* **Required task**: Each line containing the word "that" must be collected.

* **Source data**:
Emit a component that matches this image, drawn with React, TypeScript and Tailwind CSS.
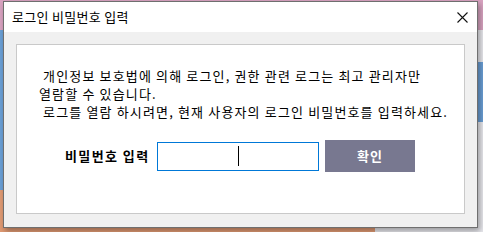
export default function App() {
  const font = { fontFamily: '"Noto Sans CJK KR", "Noto Sans", sans-serif' };
  return (
    <div className="relative w-[483px] h-[232px] overflow-hidden bg-[#e9e9ee]" style={font}>
      {/* desktop behind the dialog */}
      <div className="absolute left-0 top-0 w-[483px] h-[30px] bg-[#d9a3c1]" />
      <div className="absolute left-0 top-[30px] w-[8px] h-[160px] bg-[#6a9fd6]" />
      <div className="absolute left-0 top-[190px] w-[375px] h-[42px] bg-[#e09a73]" />
      <div className="absolute left-[470px] top-[62px] w-[13px] h-[60px] bg-[#6a9fd6]" />

      <div className="absolute left-[3px] top-[1px] w-[475px] h-[227px] flex flex-col border border-[#6f6f6f] bg-[#f0f0f0] shadow-[2px_3px_6px_rgba(0,0,0,0.35)]">
        <div className="h-[30px] shrink-0 bg-white flex items-center justify-between pl-[8px] pr-[9px]">
          <span className="text-[13px] text-black tracking-[0.3px]">로그인 비밀번호 입력</span>
          <svg width="11" height="11" viewBox="0 0 11 11" stroke="#111" strokeWidth="1.1" fill="none">
            <path d="M0.5 0.5 L10.5 10.5 M10.5 0.5 L0.5 10.5" />
          </svg>
        </div>
        <div className="flex-1 px-[12px] pt-[12px] pb-[13px]">
          <div className="h-full border border-[#c9c9c9] bg-white flex flex-col">
            <div className="pl-[22px] pt-[22px] text-[13px] leading-[18px] text-black tracking-[1.15px] whitespace-pre">
              <div>{' 개인정보 보호법에 의해 로그인, 권한 관련 로그는 최고 관리자만'}</div>
              <div>열람할 수 있습니다.</div>
              <div>{' 로그를 열람 하시려면, 현재 사용자의 로그인 비밀번호를 입력하세요.'}</div>
            </div>
            <div className="flex items-center mt-[19px] pl-[48px]">
              <span className="text-[13px] font-bold text-black w-[92px] tracking-[1.4px]">비밀번호 입력</span>
              <div className="relative w-[162px] h-[29px] border border-[#0078d7] bg-white">
                <div className="absolute left-[80px] top-[3px] w-px h-[20px] bg-black" />
              </div>
              <button className="ml-[6px] w-[90px] h-[32px] bg-[#787890] text-white text-[13px] font-bold tracking-[1px]">
                확인
              </button>
            </div>
          </div>
        </div>
      </div>
    </div>
  );
}
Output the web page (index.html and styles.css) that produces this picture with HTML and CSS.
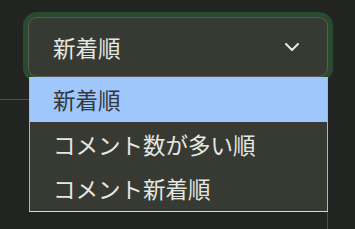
FILE: index.html
```html
<!DOCTYPE html>
<html lang="ja">
<head>
    <meta charset="UTF-8">
    <meta name="viewport" content="width=device-width, initial-scale=1.0">
    <title>並び替え</title>
    <link rel="stylesheet" href="styles.css">
</head>
<body>
    <div class="sort">
        <!-- Select box (focused) -->
        <div class="sort-select">
            <span class="sort-label">新着順</span>
            <svg class="chevron" width="14" height="8" viewBox="0 0 14 8">
                <path d="M1 1 L7 7 L13 1" fill="none" stroke="#e8e8e4" stroke-width="2" stroke-linecap="round" stroke-linejoin="round"/>
            </svg>
        </div>

        <!-- Open option list -->
        <ul class="sort-menu">
            <li class="sort-option selected">新着順</li>
            <li class="sort-option">コメント数が多い順</li>
            <li class="sort-option">コメント新着順</li>
        </ul>
    </div>

    <div class="comments"></div>
</body>
</html>
```

FILE: styles.css
```css
body {
    margin: 0;
    padding: 0;
    background-color: #212421;
    font-family: "Noto Sans CJK JP", "Noto Sans", sans-serif;
    color: #e6e7e2;
    overflow: hidden;
}
.sort {
    position: relative;
    padding: 17px 0 0 28px;
    width: 300px;
}
.sort-select {
    display: flex;
    align-items: center;
    justify-content: space-between;
    box-sizing: border-box;
    height: 60px;
    padding: 0 28px 0 24px;
    background-color: #363a33;
    border: 1px solid #575c54;
    border-radius: 9px;
    box-shadow: 0 0 0 5px #284a2e;
}
.sort-label {
    font-size: 22.5px;
    line-height: 1;
}
.chevron {
    display: block;
}
.sort-menu {
    position: absolute;
    top: 77px;
    left: 29px;
    width: 299px;
    box-sizing: border-box;
    margin: 0;
    padding: 0;
    list-style: none;
    background-color: #363a33;
    border: 1px solid #b4b7b1;
    border-top: none;
    border-bottom-color: #d8dad6;
}
.sort-option {
    height: 44.67px;
    line-height: 44.67px;
    padding-left: 23px;
    font-size: 22.5px;
    color: #e6e7e2;
}
.sort-option.selected {
    background-color: #9fc7fb;
    color: #34383a;
}
.comments {
    margin-top: 22px;
    width: 328px;
    height: 130px;
    box-sizing: border-box;
    border-top: 1px solid #4c504a;
    border-right: 1px solid #4c504a;
}
```
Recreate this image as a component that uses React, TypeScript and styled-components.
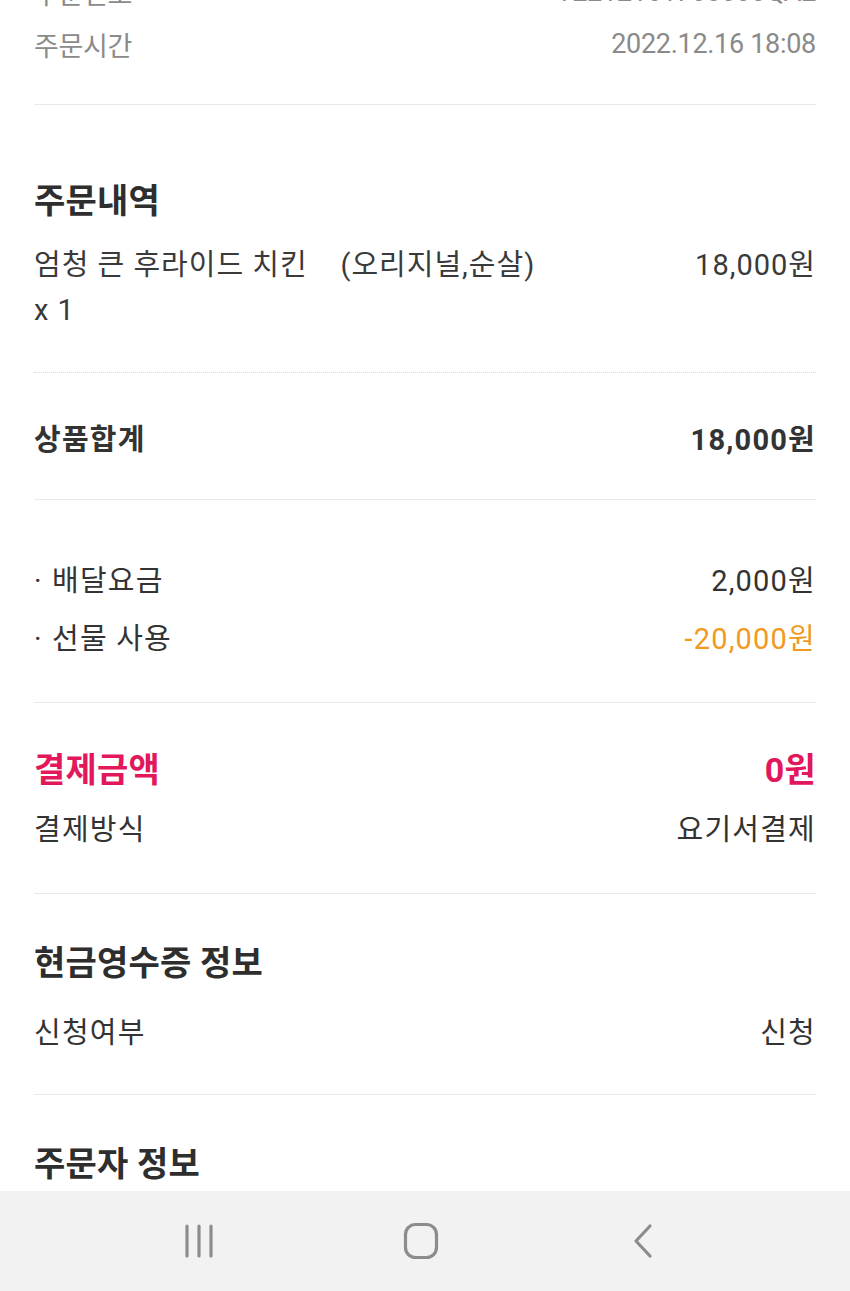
import React from 'react';
import styled, { createGlobalStyle } from 'styled-components';

const GlobalStyle = createGlobalStyle`
  html, body {
    margin: 0;
    padding: 0;
    background: #ffffff;
  }
  body {
    font-family: Roboto, 'Noto Sans CJK KR', sans-serif;
    color: #333333;
  }
`;

type Line = { label: string; value: string; tone?: 'orange' };

const fees: Line[] = [
  { label: '배달요금', value: '2,000원' },
  { label: '선물 사용', value: '-20,000원', tone: 'orange' },
];

const App: React.FC = () => {
  return (
    <Page>
      <GlobalStyle />
      <Content>
        <InfoSection>
          <InfoRow>
            <span>주문번호</span>
            <span>T2212161708000QA2</span>
          </InfoRow>
          <InfoRow>
            <span>주문시간</span>
            <span>2022.12.16 18:08</span>
          </InfoRow>
        </InfoSection>

        <OrderSection>
          <Title>주문내역</Title>
          <ItemRow>
            <ItemName>{'엄청 큰 후라이드 치킨    (오리지널,순살)\nx 1'}</ItemName>
            <span>18,000원</span>
          </ItemRow>
          <DottedLine />
          <Row bold>
            <span>상품합계</span>
            <span>18,000원</span>
          </Row>
        </OrderSection>

        <Section gap={14} top={56} bottom={44}>
          {fees.map((fee) => (
            <Row key={fee.label}>
              <span>
                <Bullet>·</Bullet>
                {fee.label}
              </span>
              <Value tone={fee.tone}>{fee.value}</Value>
            </Row>
          ))}
        </Section>

        <Section gap={16} top={42} bottom={44}>
          <Row bold big tone="pink">
            <span>결제금액</span>
            <span>0원</span>
          </Row>
          <Row>
            <span>결제방식</span>
            <span>요기서결제</span>
          </Row>
        </Section>

        <Section gap={23} top={47} bottom={42}>
          <Title>현금영수증 정보</Title>
          <Row>
            <span>신청여부</span>
            <span>신청</span>
          </Row>
        </Section>

        <Section gap={0} top={47} bottom={0} last>
          <Title>주문자 정보</Title>
        </Section>
      </Content>

      <NavBar>
        <NavButton>
          <svg width="40" height="40" viewBox="0 0 40 40">
            <g stroke="#8c8c8c" strokeWidth="3.2" strokeLinecap="round">
              <line x1="8" y1="5" x2="8" y2="35" />
              <line x1="20" y1="5" x2="20" y2="35" />
              <line x1="32" y1="5" x2="32" y2="35" />
            </g>
          </svg>
        </NavButton>
        <NavButton>
          <svg width="40" height="40" viewBox="0 0 40 40">
            <rect x="4.5" y="3.5" width="31" height="33" rx="10" fill="none" stroke="#8c8c8c" strokeWidth="3.2" />
          </svg>
        </NavButton>
        <NavButton>
          <svg width="40" height="40" viewBox="0 0 40 40">
            <polyline points="27,5 13,20 27,35" fill="none" stroke="#8c8c8c" strokeWidth="3.2" strokeLinecap="round" strokeLinejoin="round" />
          </svg>
        </NavButton>
      </NavBar>
    </Page>
  );
};

export default App;

const Page = styled.div`
  display: flex;
  flex-direction: column;
  width: 850px;
  height: 1291px;
  overflow: hidden;
`;

const Content = styled.div`
  flex: 1;
  overflow: hidden;
  padding: 0 34px;
`;

const InfoSection = styled.div`
  margin-top: -34px;
  padding-bottom: 34px;
  border-bottom: 1px solid #e9e9e9;
`;

const InfoRow = styled.div`
  display: flex;
  justify-content: space-between;
  align-items: center;
  height: 52px;
  font-size: 27px;
  letter-spacing: -0.3px;
  color: #8a8a8a;
`;

const Section = styled.div<{ gap: number; top: number; bottom: number; last?: boolean }>`
  display: flex;
  flex-direction: column;
  gap: ${({ gap }) => gap}px;
  padding: ${({ top }) => top}px 0 ${({ bottom }) => bottom}px;
  border-bottom: ${({ last }) => (last ? 'none' : '1px solid #e9e9e9')};
`;

const OrderSection = styled.div`
  padding: 74px 0 40px;
  border-bottom: 1px solid #e9e9e9;
`;

const Title = styled.div`
  height: 44px;
  line-height: 44px;
  font-size: 34px;
  font-weight: 700;
  letter-spacing: 0.2px;
  color: #2e2e2e;
`;

const ItemRow = styled.div`
  display: flex;
  justify-content: space-between;
  align-items: flex-start;
  margin-top: 20px;
  font-size: 29px;
  line-height: 45px;
  letter-spacing: 1px;
  color: #3a3a3a;
`;

const ItemName = styled.span`
  white-space: pre;
`;

const DottedLine = styled.div`
  margin: 39px 0 42px;
  border-top: 1px dotted #d9d9d9;
`;

const Row = styled.div<{ bold?: boolean; big?: boolean; tone?: 'pink' }>`
  display: flex;
  justify-content: space-between;
  align-items: center;
  height: 44px;
  font-size: ${({ big }) => (big ? 34 : 29)}px;
  font-weight: ${({ bold }) => (bold ? 700 : 400)};
  letter-spacing: ${({ big }) => (big ? 0.2 : 1.2)}px;
  color: ${({ tone }) => (tone === 'pink' ? '#e3175c' : '#333333')};
`;

const Bullet = styled.span`
  display: inline-block;
  width: 18px;
`;

const Value = styled.span<{ tone?: 'orange' }>`
  color: ${({ tone }) => (tone === 'orange' ? '#f19a22' : 'inherit')};
`;

const NavBar = styled.div`
  display: grid;
  grid-template-columns: repeat(3, 222px);
  justify-content: center;
  align-items: center;
  height: 100px;
  padding-right: 8px;
  background: #f2f2f2;
`;

const NavButton = styled.div`
  display: flex;
  justify-content: center;
  align-items: center;
`;
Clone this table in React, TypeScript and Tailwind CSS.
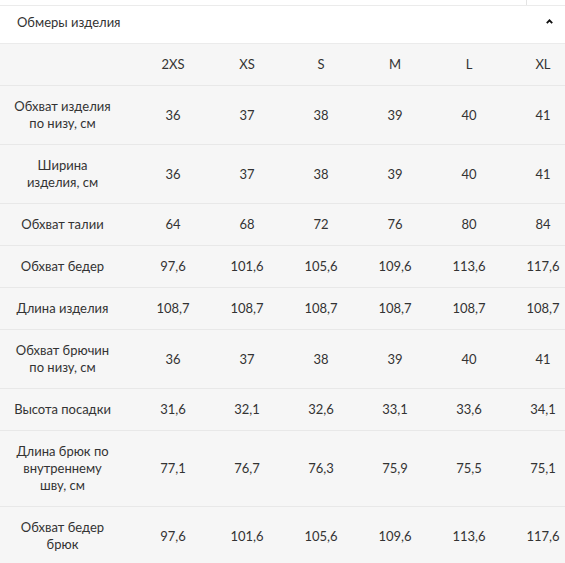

* **Complete answer**:
Emit a component that matches this image, drawn with React, TypeScript and Tailwind CSS.
Output the web page (index.html and styles.css) that produces this picture with HTML and CSS.
Recreate this image as a component that uses React, TypeScript and styled-components.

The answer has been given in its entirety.